Author: ICAEW Insights

Published: 21 Nov 2022

Martin Wheatcroft FCA, external adviser on public finances to ICAEW, looks into what is happening to the public finances following a sobering fiscal event.

Chancellor Jeremy Hunt set out plans to reduce the shortfall between receipts and public spending in his first formal fiscal event on 17 November 2022.

The Autumn Statement contained his response to rising interest rates, accelerating inflation and an economy entering recession, all factors that have adversely affected the public finances. This included tax increases that more than offset the tax cuts that survived from his predecessor Kwasi Kwarteng’s mini-Budget, as well as pencilling in significant cuts in public spending over the next five years compared with previous plans.

The Office for Budget Responsibility (OBR) published its latest economic and fiscal outlook, confirming a significant deterioration in the prospects for the public finances since it last officially reported in March 2022. The OBR’s updated forecasts indicated that rising interest rates would contribute to an extra £47bn a year of public spending by 2026/27, while a weaker economy would cause an additional shortfall of £28bn, of which £25bn arises from lower tax receipts.

In response, the Chancellor has pencilled in tax rises and policy changes amounting to £27bn by 2026/27 in an attempt to reduce the speed at which public sector net debt is rising. Despite that, the deficit in 2026/27 is now expected to amount to £80bn, up £48bn from the £32bn projected in the OBR’s forecast back in March, as summarised in the ICAEW chart of the week.

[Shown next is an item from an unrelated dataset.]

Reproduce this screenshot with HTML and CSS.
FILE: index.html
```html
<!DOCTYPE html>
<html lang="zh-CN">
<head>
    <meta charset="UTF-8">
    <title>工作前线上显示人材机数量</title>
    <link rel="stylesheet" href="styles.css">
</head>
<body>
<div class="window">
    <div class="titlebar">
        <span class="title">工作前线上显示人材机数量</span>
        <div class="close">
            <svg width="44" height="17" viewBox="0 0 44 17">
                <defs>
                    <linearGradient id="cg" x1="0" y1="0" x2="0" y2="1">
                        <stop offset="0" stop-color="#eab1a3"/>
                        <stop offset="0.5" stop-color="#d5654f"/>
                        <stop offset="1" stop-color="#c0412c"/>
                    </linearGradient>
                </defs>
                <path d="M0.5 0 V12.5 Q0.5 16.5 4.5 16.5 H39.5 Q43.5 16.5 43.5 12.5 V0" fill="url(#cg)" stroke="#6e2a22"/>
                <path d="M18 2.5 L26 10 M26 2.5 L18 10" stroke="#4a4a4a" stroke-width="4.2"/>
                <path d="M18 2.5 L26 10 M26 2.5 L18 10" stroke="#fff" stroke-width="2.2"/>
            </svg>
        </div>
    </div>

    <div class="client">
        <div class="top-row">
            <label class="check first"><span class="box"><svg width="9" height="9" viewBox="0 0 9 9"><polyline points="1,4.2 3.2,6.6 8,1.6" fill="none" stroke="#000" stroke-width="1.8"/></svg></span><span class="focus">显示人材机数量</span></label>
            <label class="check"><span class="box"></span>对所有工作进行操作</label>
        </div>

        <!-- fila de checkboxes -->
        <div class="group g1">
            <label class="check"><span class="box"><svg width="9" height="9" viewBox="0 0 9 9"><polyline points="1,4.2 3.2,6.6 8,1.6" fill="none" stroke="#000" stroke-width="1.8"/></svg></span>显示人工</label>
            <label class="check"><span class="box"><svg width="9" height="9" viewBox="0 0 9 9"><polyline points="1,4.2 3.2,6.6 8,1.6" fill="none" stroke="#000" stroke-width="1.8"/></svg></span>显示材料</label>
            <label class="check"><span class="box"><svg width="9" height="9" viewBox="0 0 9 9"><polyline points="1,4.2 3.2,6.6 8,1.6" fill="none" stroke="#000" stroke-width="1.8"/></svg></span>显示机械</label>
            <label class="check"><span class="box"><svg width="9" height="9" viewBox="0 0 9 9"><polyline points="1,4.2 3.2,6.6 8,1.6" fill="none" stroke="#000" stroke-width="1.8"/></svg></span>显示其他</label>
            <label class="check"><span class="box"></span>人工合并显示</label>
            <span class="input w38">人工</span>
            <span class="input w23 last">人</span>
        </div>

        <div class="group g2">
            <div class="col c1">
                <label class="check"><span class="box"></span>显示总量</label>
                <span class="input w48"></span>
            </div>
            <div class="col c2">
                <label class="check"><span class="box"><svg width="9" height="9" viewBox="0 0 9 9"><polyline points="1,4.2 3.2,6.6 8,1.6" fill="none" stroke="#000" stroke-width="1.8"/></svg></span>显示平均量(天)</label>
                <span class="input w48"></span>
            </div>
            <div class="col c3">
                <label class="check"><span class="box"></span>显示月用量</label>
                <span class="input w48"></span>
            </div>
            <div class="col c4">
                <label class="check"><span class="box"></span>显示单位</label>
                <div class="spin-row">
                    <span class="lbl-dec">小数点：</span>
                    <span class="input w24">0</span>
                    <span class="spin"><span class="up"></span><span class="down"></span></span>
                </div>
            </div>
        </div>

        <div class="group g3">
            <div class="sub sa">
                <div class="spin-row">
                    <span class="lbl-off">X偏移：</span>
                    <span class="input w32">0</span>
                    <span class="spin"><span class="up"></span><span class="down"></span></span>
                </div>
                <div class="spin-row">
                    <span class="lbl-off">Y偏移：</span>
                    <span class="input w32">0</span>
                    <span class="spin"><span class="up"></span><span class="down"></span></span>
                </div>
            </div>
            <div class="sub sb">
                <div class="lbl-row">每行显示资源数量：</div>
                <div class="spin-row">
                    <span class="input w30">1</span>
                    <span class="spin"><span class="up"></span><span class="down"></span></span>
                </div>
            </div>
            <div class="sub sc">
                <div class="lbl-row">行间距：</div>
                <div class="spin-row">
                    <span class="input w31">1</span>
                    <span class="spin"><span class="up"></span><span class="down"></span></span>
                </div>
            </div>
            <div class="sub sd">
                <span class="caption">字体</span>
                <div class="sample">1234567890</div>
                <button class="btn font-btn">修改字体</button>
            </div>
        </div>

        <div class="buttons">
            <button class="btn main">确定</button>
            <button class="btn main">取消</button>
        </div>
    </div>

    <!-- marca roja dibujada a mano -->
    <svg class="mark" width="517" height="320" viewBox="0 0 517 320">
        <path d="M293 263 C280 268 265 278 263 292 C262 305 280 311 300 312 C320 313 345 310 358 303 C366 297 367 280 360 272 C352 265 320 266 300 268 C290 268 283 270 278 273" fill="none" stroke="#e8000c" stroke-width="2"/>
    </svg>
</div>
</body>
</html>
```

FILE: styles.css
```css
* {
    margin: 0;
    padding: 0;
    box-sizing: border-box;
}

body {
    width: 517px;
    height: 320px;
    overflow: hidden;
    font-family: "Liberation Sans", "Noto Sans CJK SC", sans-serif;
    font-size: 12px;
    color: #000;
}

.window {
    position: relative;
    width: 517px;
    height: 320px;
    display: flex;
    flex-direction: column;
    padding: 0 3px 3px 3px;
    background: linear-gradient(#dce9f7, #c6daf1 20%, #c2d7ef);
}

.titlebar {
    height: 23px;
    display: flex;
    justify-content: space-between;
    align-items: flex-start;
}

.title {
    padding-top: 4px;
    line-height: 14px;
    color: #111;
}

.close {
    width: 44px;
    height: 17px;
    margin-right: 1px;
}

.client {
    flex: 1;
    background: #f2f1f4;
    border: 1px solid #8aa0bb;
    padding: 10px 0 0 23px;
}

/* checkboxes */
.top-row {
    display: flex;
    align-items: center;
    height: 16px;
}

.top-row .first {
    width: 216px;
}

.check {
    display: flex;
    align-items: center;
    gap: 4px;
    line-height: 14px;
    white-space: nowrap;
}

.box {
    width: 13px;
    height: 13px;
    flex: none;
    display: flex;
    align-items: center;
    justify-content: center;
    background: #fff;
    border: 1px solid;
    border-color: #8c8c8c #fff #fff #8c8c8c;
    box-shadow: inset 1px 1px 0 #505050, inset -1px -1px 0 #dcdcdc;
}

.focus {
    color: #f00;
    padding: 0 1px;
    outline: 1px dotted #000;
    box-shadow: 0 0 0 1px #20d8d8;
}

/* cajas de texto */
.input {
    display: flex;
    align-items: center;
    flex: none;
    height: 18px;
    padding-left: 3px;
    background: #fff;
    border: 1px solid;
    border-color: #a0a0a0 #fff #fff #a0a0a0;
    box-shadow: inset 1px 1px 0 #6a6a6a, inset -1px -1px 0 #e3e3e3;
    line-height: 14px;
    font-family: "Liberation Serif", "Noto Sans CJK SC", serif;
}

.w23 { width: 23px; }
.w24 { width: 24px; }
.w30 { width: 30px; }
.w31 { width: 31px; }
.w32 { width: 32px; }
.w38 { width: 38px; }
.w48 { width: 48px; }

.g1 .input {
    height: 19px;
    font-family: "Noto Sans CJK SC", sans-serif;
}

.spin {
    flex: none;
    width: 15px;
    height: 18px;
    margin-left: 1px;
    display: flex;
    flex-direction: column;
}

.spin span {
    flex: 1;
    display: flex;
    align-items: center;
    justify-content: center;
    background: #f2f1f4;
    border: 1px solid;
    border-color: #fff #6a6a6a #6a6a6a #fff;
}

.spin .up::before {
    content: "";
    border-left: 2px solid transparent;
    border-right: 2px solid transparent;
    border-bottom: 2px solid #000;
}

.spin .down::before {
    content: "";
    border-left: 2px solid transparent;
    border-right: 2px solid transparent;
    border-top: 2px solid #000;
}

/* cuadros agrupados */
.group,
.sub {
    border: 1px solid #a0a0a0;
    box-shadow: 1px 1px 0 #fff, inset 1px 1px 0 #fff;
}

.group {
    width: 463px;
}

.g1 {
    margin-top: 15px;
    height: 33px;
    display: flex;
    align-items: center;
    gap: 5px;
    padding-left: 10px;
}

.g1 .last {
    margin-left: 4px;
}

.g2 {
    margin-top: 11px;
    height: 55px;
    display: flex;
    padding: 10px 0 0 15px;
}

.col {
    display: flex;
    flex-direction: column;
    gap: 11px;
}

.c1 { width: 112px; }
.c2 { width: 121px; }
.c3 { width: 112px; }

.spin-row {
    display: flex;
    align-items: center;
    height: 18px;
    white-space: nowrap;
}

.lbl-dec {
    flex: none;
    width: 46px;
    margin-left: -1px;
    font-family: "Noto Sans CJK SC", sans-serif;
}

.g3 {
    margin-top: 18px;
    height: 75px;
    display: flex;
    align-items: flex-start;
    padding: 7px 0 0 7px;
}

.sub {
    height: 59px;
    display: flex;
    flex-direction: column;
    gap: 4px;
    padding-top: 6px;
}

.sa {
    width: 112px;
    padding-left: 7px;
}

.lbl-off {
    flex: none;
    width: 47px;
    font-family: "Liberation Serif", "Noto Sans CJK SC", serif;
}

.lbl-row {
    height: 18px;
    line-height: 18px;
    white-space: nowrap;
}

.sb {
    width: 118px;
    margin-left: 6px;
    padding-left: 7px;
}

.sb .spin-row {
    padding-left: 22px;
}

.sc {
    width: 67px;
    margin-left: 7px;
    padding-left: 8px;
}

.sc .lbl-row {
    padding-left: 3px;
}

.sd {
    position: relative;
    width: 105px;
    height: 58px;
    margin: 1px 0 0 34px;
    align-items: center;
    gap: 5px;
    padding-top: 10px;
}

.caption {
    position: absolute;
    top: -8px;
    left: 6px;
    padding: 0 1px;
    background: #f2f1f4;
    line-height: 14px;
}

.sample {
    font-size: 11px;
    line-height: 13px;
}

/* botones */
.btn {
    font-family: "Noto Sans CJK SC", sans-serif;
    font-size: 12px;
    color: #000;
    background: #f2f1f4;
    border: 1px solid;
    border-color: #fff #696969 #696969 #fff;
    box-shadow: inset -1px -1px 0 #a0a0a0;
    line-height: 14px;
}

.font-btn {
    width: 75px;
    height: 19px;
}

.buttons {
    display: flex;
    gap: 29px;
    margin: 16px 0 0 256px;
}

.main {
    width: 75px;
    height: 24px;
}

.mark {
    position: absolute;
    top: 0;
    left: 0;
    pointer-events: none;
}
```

The Chancellor was fortunate that the OBR was more optimistic than other forecasters about the ability of the UK economy to recover from the recession in a couple of years’ time.

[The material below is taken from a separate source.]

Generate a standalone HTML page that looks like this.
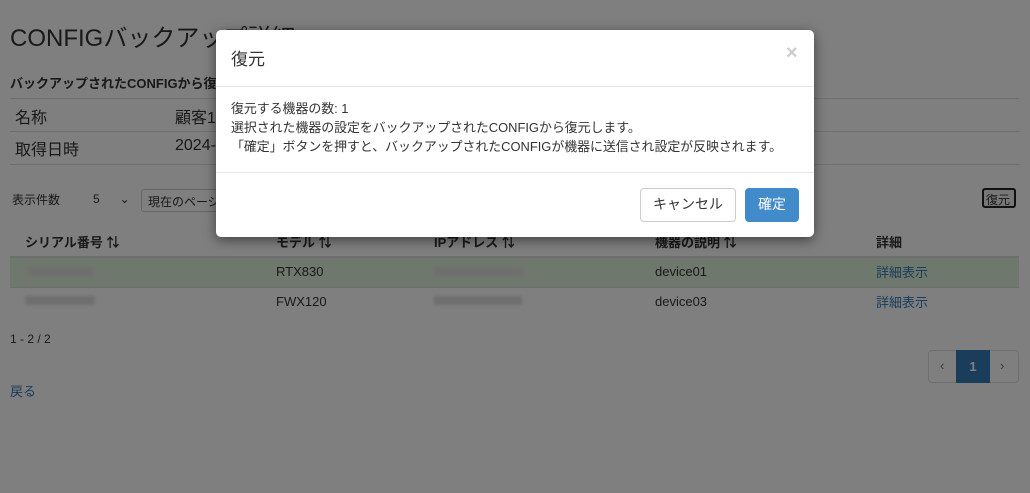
<!DOCTYPE html>
<html><head><meta charset="utf-8"><style>
*{box-sizing:border-box}
body{margin:0;width:1030px;height:493px;overflow:hidden;background:#fff;font-family:"Liberation Sans","Noto Sans CJK JP",sans-serif;color:#333;position:relative;font-size:13px}
.a{position:absolute;white-space:nowrap}
.line{position:absolute;height:1px;background:#ddd}
.blur{position:absolute;height:9px;background:#ddd;filter:blur(1.5px)}
.ov{position:absolute;inset:0;background:rgba(0,0,0,.5)}
.modal{position:absolute;left:216px;top:30px;width:598px;height:207px;background:#fff;border-radius:5px;box-shadow:0 3px 12px rgba(0,0,0,.5)}
</style></head><body>
<div class="a" style="left:10px;top:18px;font-size:24px">CONFIGバックアップ詳細</div>
<div class="a" style="left:10px;top:73px;font-weight:bold;font-size:13px">バックアップされたCONFIGから復元</div>
<div class="line" style="left:10px;top:98px;width:1009px"></div>
<div class="a" style="left:15px;top:104px;font-size:16px">名称</div>
<div class="a" style="left:175px;top:104px;font-size:16px">顧客1</div>
<div class="line" style="left:10px;top:131px;width:1009px"></div>
<div class="a" style="left:15px;top:136px;font-size:16px">取得日時</div>
<div class="a" style="left:175px;top:137px;font-size:16px">2024-</div>
<div class="line" style="left:10px;top:164px;width:1009px"></div>
<div class="a" style="left:12px;top:191px;font-size:12px">表示件数</div>
<div class="a" style="left:93px;top:192px;font-size:12px">5 &nbsp;&nbsp;&nbsp;&nbsp; ⌄</div>
<div class="a" style="left:141px;top:189px;width:120px;height:23px;border:1px solid #ccc;border-radius:3px;padding:3px 6px;font-size:12px">現在のページ</div>
<div class="a" style="left:982px;top:188px;width:34px;height:20px;border:2px solid #222;border-radius:3px;background:#eee;font-size:12px;padding:1px 2px">復元</div>
<div class="a" style="left:25px;top:232px;font-weight:bold">シリアル番号 ⇅</div>
<div class="a" style="left:276px;top:232px;font-weight:bold">モデル ⇅</div>
<div class="a" style="left:434px;top:232px;font-weight:bold">IPアドレス ⇅</div>
<div class="a" style="left:655px;top:232px;font-weight:bold">機器の説明 ⇅</div>
<div class="a" style="left:876px;top:232px;font-weight:bold">詳細</div>
<div class="line" style="left:10px;top:256px;width:1009px;height:2px"></div>
<div class="a" style="left:10px;top:258px;width:1009px;height:29px;background:#dff0d8"></div>
<div class="line" style="left:10px;top:287px;width:1009px"></div>
<div class="blur" style="left:28px;top:267px;width:65px"></div>
<div class="a" style="left:276px;top:264px">RTX830</div>
<div class="blur" style="left:434px;top:267px;width:88px"></div>
<div class="a" style="left:655px;top:264px">device01</div>
<div class="a" style="left:876px;top:262px;color:#337ab7">詳細表示</div>
<div class="blur" style="left:25px;top:296px;width:70px"></div>
<div class="a" style="left:276px;top:294px">FWX120</div>
<div class="blur" style="left:434px;top:296px;width:88px"></div>
<div class="a" style="left:655px;top:294px">device03</div>
<div class="a" style="left:876px;top:292px;color:#337ab7">詳細表示</div>
<div class="a" style="left:10px;top:332px;font-size:12px">1 - 2 / 2</div>
<div class="a" style="left:928px;top:350px;width:91px;height:33px;border:1px solid #ddd;border-radius:4px"></div>
<div class="a" style="left:940px;top:358px;color:#777">‹</div>
<div class="a" style="left:956px;top:350px;width:34px;height:33px;background:#337ab7;color:#fff;text-align:center;line-height:33px;font-weight:bold">1</div>
<div class="a" style="left:1000px;top:358px;color:#777">›</div>
<div class="a" style="left:10px;top:381px;color:#337ab7">戻る</div>
<div class="ov"></div>
<div class="modal">
<div class="a" style="left:15px;top:15px;font-size:17px">復元</div>
<div class="a" style="left:570px;top:12px;font-size:20px;color:#ccc;font-weight:bold">×</div>
<div class="line" style="left:0;top:56px;width:598px;background:#e5e5e5"></div>
<div class="a" style="left:15px;top:69px;font-size:12.9px;line-height:19px">復元する機器の数: 1<br>選択された機器の設定をバックアップされたCONFIGから復元します。<br>「確定」ボタンを押すと、バックアップされたCONFIGが機器に送信され設定が反映されます。</div>
<div class="line" style="left:0;top:142px;width:598px;background:#e5e5e5"></div>
<div class="a" style="left:424px;top:158px;width:96px;height:34px;border:1px solid #ccc;border-radius:4px;text-align:center;line-height:31px;font-size:14px">キャンセル</div>
<div class="a" style="left:529px;top:158px;width:54px;height:34px;background:#428bca;border-radius:4px;text-align:center;line-height:32px;font-size:14px;color:#fff">確定</div>
</div>
</body></html>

Changes in the OBR forecast for the deficit

The OBR forecast for the fiscal deficit has changed since March, with debt interest, a weaker economy, energy support packages and policy changes all increasing the deficit up until 2024/25 before tax rises and spending restraint partially offset these increases from 2025/26 onwards.

The OBR now expects the deficit to be £177bn in the current fiscal year (up £99bn from their previous forecast in March), £140bn in 2023/24 (up £90bn), £84bn in 2024/25 (up £48bn), £77bn in 2025/26 (up £42bn) and £80bn in 2026/27 (up £48bn).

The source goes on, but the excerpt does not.